Problem:
Your task is to retype each line of the data below exactly.

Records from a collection
━━━━━━━━━━━━━━━━━━━━━━━━━━━━━━
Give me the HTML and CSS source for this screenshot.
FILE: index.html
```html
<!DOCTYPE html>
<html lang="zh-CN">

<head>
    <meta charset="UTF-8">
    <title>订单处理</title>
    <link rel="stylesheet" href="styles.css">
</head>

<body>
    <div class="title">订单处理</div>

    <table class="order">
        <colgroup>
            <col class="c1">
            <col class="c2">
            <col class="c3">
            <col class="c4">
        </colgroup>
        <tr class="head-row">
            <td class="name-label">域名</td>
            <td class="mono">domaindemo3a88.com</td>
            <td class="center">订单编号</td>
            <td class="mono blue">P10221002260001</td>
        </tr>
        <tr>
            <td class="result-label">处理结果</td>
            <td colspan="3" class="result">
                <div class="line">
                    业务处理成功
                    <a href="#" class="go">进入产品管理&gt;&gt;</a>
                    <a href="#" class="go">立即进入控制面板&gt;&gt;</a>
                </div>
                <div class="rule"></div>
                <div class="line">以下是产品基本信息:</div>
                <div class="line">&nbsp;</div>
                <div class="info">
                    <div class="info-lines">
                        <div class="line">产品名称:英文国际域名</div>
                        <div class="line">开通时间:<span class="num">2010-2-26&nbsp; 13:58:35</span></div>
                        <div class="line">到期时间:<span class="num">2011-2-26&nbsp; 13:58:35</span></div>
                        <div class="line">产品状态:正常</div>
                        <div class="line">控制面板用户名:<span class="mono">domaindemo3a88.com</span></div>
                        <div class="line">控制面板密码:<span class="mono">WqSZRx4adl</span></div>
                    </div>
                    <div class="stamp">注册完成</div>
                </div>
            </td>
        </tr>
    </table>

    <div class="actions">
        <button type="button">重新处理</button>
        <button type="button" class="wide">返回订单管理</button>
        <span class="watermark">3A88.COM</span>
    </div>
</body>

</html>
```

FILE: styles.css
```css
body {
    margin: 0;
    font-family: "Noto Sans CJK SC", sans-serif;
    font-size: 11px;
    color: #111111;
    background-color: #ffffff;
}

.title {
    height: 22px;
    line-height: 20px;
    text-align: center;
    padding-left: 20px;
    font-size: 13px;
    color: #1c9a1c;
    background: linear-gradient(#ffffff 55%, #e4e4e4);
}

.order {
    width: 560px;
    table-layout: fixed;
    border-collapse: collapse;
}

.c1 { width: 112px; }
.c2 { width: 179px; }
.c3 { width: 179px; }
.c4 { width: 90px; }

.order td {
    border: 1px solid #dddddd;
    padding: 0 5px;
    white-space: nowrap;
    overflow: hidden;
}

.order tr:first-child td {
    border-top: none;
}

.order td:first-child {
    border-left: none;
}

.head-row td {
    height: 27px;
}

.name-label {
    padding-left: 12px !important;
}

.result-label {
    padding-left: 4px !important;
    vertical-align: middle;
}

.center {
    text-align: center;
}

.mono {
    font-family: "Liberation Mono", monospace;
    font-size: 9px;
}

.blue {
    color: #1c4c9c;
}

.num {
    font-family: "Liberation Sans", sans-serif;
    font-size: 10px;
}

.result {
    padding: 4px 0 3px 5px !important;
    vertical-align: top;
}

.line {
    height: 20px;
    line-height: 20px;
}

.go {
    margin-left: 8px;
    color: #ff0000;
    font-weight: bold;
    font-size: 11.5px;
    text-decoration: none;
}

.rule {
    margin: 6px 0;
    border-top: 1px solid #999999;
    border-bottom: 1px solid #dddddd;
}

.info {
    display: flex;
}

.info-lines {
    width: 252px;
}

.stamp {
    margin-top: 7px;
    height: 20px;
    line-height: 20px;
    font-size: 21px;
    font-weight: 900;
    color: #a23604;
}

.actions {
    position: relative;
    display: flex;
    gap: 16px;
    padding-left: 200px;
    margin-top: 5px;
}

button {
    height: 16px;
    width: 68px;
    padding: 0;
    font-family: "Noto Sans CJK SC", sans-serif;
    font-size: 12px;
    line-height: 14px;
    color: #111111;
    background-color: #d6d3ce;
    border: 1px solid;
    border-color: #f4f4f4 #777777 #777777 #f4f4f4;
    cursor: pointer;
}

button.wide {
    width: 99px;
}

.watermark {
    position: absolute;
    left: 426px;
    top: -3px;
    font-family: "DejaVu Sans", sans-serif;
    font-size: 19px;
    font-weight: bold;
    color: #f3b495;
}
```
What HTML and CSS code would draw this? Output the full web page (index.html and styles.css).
━━━━━━━━━━━━━━━━━━━━━━━━━━━━━━
Written answer:
Give me the HTML and CSS source for this screenshot.
FILE: index.html
```html
<!DOCTYPE html>
<html lang="zh-CN">

<head>
    <meta charset="UTF-8">
    <title>订单处理</title>
    <link rel="stylesheet" href="styles.css">
</head>

<body>
    <div class="title">订单处理</div>

    <table class="order">
        <colgroup>
            <col class="c1">
            <col class="c2">
            <col class="c3">
            <col class="c4">
        </colgroup>
        <tr class="head-row">
            <td class="name-label">域名</td>
            <td class="mono">domaindemo3a88.com</td>
            <td class="center">订单编号</td>
            <td class="mono blue">P10221002260001</td>
        </tr>
        <tr>
            <td class="result-label">处理结果</td>
            <td colspan="3" class="result">
                <div class="line">
                    业务处理成功
                    <a href="#" class="go">进入产品管理&gt;&gt;</a>
                    <a href="#" class="go">立即进入控制面板&gt;&gt;</a>
                </div>
                <div class="rule"></div>
                <div class="line">以下是产品基本信息:</div>
                <div class="line">&nbsp;</div>
                <div class="info">
                    <div class="info-lines">
                        <div class="line">产品名称:英文国际域名</div>
                        <div class="line">开通时间:<span class="num">2010-2-26&nbsp; 13:58:35</span></div>
                        <div class="line">到期时间:<span class="num">2011-2-26&nbsp; 13:58:35</span></div>
                        <div class="line">产品状态:正常</div>
                        <div class="line">控制面板用户名:<span class="mono">domaindemo3a88.com</span></div>
                        <div class="line">控制面板密码:<span class="mono">WqSZRx4adl</span></div>
                    </div>
                    <div class="stamp">注册完成</div>
                </div>
            </td>
        </tr>
    </table>

    <div class="actions">
        <button type="button">重新处理</button>
        <button type="button" class="wide">返回订单管理</button>
        <span class="watermark">3A88.COM</span>
    </div>
</body>

</html>
```

FILE: styles.css
```css
body {
    margin: 0;
    font-family: "Noto Sans CJK SC", sans-serif;
    font-size: 11px;
    color: #111111;
    background-color: #ffffff;
}

.title {
    height: 22px;
    line-height: 20px;
    text-align: center;
    padding-left: 20px;
    font-size: 13px;
    color: #1c9a1c;
    background: linear-gradient(#ffffff 55%, #e4e4e4);
}

.order {
    width: 560px;
    table-layout: fixed;
    border-collapse: collapse;
}

.c1 { width: 112px; }
.c2 { width: 179px; }
.c3 { width: 179px; }
.c4 { width: 90px; }

.order td {
    border: 1px solid #dddddd;
    padding: 0 5px;
    white-space: nowrap;
    overflow: hidden;
}

.order tr:first-child td {
    border-top: none;
}

.order td:first-child {
    border-left: none;
}

.head-row td {
    height: 27px;
}

.name-label {
    padding-left: 12px !important;
}

.result-label {
    padding-left: 4px !important;
    vertical-align: middle;
}

.center {
    text-align: center;
}

.mono {
    font-family: "Liberation Mono", monospace;
    font-size: 9px;
}

.blue {
    color: #1c4c9c;
}

.num {
    font-family: "Liberation Sans", sans-serif;
    font-size: 10px;
}

.result {
    padding: 4px 0 3px 5px !important;
    vertical-align: top;
}

.line {
    height: 20px;
    line-height: 20px;
}

.go {
    margin-left: 8px;
    color: #ff0000;
    font-weight: bold;
    font-size: 11.5px;
    text-decoration: none;
}

.rule {
    margin: 6px 0;
    border-top: 1px solid #999999;
    border-bottom: 1px solid #dddddd;
}

.info {
    display: flex;
}

.info-lines {
    width: 252px;
}

.stamp {
    margin-top: 7px;
    height: 20px;
    line-height: 20px;
    font-size: 21px;
    font-weight: 900;
    color: #a23604;
}

.actions {
    position: relative;
    display: flex;
    gap: 16px;
    padding-left: 200px;
    margin-top: 5px;
}

button {
    height: 16px;
    width: 68px;
    padding: 0;
    font-family: "Noto Sans CJK SC", sans-serif;
    font-size: 12px;
    line-height: 14px;
    color: #111111;
    background-color: #d6d3ce;
    border: 1px solid;
    border-color: #f4f4f4 #777777 #777777 #f4f4f4;
    cursor: pointer;
}

button.wide {
    width: 99px;
}

.watermark {
    position: absolute;
    left: 426px;
    top: -3px;
    font-family: "DejaVu Sans", sans-serif;
    font-size: 19px;
    font-weight: bold;
    color: #f3b495;
}
```
What HTML and CSS code would draw this? Output the full web page (index.html and styles.css).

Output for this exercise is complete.